Third, the Chinese government should coordinate and guide cultural enterprises in east and midwest China in strengthening their economic exchanges. Introducing appropriate incentives can help cultural enterprises based in east China to share their advanced digital development experience and knowledge with cultural enterprises based in midwest China. Such exchanges can promote in-depth cooperation between the two regions and create opportunities for them to jointly develop and use the rich cultural resources of midwest China.

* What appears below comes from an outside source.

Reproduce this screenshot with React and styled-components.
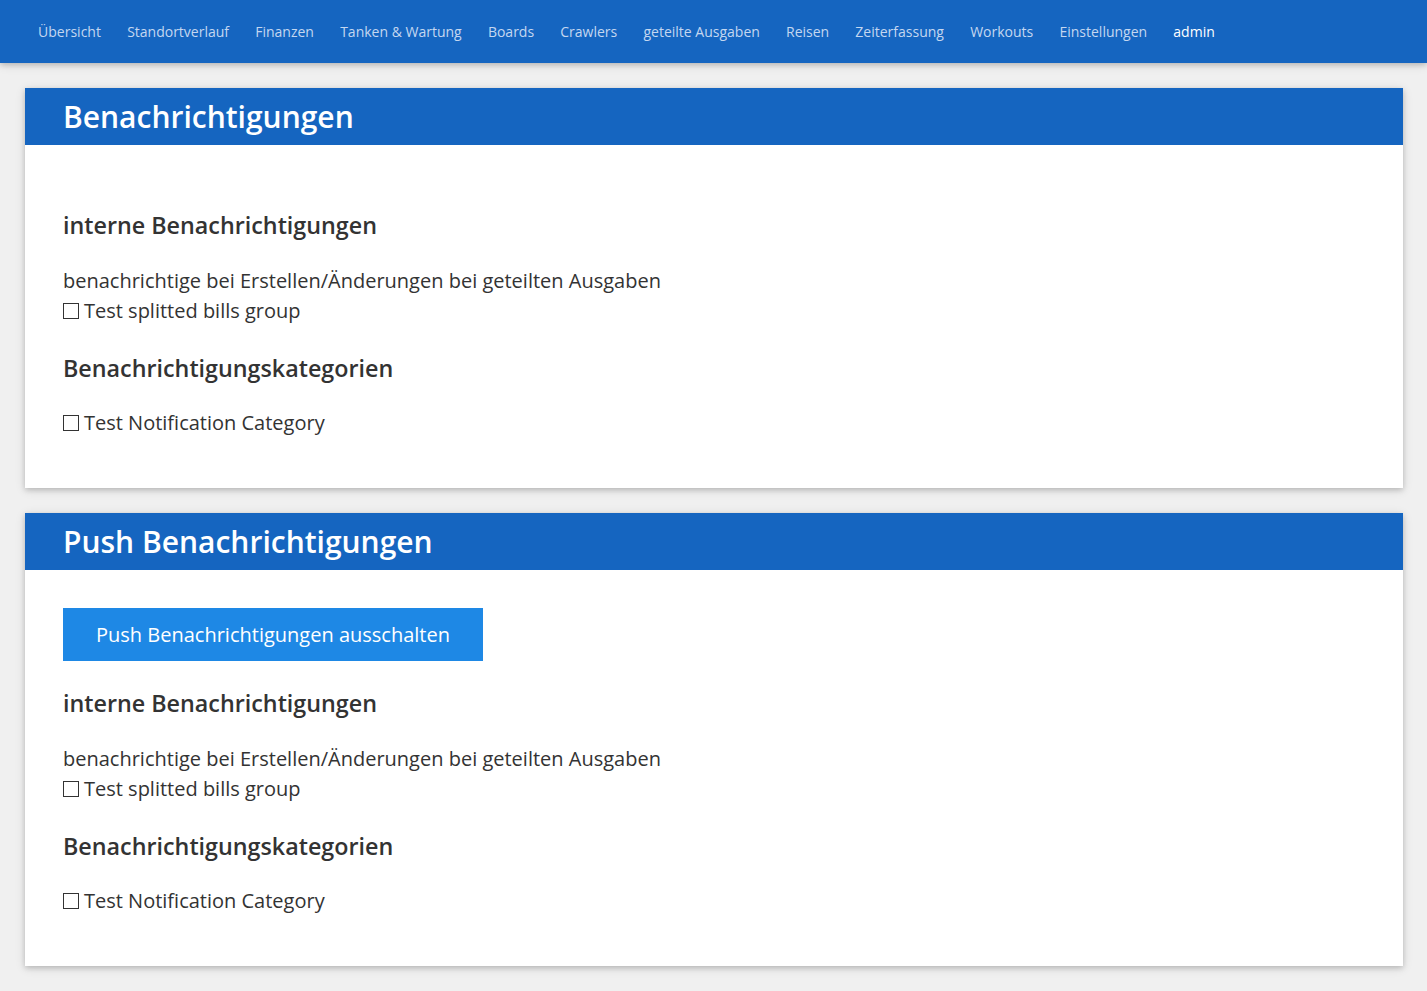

The present study has several limitations that should be addressed in future research. First, because of data limitations, this study uses total factor productivity (TFP) to measure the economic performance of enterprises. However, it is unable to explore the effects of digital transformation on the social performance of cultural enterprises. In follow-up studies, inbound interviews and tracking surveys should be conducted to collect data on indicators that can be used to measure listed enterprises’ subjective willingness to engage in social responsibility. Based on this information, the present study findings can be expanded. Second, the present study only discussed how digital transformation affects the TFP of Chinese cultural enterprises. However, Digital factors are increasingly interconnecting and interacting with each other, and this trend is likely to lead to more extensive and in-depth data exchanges between China and other countries. In a follow-up study, the present authors will collect data pertaining to the export product structure and export trade volume of Chinese cultural enterprises, and these data will be explored in a detailed and comprehensive manner to determine how digital transformation affects cross-border trade and cross-border services from the perspective of Chinese cultural enterprises.